--- start of Supplied information ---

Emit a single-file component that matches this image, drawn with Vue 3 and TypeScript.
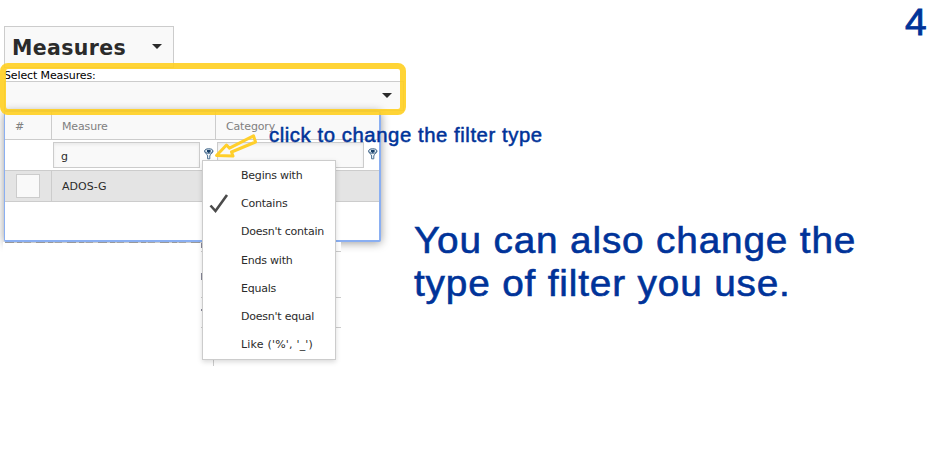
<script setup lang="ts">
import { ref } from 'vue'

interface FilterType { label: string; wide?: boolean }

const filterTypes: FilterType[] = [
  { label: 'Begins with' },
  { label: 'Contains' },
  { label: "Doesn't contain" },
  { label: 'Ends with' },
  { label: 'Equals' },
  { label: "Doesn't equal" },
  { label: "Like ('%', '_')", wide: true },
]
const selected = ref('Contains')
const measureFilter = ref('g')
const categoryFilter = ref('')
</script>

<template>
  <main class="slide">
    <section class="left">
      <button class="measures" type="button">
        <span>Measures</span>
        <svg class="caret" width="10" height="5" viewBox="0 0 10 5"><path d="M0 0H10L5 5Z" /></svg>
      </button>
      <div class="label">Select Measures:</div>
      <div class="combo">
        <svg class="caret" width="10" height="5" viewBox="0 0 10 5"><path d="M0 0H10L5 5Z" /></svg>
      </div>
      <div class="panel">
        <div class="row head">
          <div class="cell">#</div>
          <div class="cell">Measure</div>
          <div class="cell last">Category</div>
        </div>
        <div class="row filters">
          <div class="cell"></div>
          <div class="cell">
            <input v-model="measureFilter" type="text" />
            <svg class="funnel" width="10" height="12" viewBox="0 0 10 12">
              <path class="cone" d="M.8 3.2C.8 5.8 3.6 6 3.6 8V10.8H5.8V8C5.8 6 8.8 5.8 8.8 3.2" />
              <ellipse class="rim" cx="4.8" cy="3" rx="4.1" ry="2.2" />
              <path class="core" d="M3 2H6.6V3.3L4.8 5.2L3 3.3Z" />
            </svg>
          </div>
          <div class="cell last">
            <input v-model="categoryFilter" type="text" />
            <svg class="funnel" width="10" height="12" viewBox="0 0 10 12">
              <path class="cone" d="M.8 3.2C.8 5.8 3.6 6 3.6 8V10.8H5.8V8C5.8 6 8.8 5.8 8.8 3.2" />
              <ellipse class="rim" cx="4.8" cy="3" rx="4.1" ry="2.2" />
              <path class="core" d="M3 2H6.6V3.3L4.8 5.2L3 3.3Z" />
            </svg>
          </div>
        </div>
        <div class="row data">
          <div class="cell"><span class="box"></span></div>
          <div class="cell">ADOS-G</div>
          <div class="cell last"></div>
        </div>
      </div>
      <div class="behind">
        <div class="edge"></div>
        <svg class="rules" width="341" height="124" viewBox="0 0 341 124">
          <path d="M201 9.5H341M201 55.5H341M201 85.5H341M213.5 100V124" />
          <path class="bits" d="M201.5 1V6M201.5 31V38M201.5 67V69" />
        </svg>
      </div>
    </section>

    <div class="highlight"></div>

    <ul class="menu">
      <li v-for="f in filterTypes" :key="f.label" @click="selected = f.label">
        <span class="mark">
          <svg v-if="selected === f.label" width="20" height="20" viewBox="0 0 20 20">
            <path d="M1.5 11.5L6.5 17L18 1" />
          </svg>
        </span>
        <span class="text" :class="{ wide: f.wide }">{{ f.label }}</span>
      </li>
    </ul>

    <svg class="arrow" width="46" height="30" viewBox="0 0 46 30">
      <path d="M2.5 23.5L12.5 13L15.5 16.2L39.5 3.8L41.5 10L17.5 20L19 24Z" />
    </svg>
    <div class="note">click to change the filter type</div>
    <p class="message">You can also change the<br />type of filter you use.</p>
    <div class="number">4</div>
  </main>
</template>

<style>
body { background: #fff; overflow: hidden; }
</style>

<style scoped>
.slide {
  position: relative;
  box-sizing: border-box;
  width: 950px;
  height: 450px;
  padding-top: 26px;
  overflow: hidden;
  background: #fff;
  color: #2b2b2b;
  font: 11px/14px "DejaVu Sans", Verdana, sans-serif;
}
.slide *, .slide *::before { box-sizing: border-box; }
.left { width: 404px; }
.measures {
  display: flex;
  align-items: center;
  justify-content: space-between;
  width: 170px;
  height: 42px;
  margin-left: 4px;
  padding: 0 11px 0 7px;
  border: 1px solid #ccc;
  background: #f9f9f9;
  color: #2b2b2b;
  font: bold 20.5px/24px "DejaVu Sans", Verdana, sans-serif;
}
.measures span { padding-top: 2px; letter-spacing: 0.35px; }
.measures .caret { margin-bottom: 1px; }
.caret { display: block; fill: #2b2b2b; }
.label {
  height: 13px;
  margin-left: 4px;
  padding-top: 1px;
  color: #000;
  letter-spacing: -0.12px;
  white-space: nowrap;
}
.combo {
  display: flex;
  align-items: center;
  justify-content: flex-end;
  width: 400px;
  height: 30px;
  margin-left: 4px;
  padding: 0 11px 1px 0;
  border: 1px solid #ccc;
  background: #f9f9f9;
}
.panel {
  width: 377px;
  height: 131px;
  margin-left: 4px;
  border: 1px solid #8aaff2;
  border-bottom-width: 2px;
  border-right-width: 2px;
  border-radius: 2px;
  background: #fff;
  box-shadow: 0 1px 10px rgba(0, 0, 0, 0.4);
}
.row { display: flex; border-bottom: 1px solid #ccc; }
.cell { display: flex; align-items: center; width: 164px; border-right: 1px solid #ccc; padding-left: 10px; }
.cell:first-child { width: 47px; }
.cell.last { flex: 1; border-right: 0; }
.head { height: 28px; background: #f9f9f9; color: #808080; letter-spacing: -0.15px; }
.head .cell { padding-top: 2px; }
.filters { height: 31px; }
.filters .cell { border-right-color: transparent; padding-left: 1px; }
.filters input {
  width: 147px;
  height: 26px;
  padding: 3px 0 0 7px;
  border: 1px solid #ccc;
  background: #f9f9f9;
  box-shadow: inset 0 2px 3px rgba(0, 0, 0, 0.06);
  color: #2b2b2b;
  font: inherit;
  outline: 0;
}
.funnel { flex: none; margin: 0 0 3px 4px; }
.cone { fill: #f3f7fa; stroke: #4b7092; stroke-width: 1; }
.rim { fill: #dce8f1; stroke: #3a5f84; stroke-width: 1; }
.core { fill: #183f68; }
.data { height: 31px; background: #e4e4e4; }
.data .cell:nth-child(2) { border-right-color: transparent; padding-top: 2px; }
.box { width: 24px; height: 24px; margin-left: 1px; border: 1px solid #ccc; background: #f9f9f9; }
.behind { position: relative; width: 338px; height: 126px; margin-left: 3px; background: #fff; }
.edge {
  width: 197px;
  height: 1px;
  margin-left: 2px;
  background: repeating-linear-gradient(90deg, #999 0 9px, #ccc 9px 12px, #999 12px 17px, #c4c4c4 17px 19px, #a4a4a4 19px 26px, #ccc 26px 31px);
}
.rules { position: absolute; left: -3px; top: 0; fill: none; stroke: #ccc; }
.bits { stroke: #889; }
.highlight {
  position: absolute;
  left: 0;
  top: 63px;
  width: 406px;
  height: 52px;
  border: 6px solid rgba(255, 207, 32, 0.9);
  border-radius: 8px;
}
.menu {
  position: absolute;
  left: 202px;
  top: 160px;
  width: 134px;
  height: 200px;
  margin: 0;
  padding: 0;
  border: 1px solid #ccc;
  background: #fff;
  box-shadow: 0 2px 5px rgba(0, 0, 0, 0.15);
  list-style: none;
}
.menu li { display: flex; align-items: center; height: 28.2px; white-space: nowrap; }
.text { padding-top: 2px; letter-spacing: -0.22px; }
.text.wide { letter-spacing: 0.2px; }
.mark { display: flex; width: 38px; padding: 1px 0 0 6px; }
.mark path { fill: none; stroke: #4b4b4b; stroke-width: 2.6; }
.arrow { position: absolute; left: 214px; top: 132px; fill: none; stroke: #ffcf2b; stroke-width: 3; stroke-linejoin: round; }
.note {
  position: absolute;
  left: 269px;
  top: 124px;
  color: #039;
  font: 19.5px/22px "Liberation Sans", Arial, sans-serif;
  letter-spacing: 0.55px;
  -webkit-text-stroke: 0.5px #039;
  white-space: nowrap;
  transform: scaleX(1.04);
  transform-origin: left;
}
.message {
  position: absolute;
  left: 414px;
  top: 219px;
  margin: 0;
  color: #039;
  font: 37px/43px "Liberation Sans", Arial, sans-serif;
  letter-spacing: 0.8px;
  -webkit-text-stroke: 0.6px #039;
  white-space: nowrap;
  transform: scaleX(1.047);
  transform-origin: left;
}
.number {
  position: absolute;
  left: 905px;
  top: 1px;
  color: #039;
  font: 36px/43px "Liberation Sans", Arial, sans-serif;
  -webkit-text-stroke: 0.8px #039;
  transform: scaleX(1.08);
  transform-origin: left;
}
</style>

--- end of Supplied information ---

Stated exercise: Copy out each line in the listing that has the word "with".

Written solution:
Emit a single-file component that matches this image, drawn with Vue 3 and TypeScript.
  { label: 'Begins with' },
  { label: 'Ends with' },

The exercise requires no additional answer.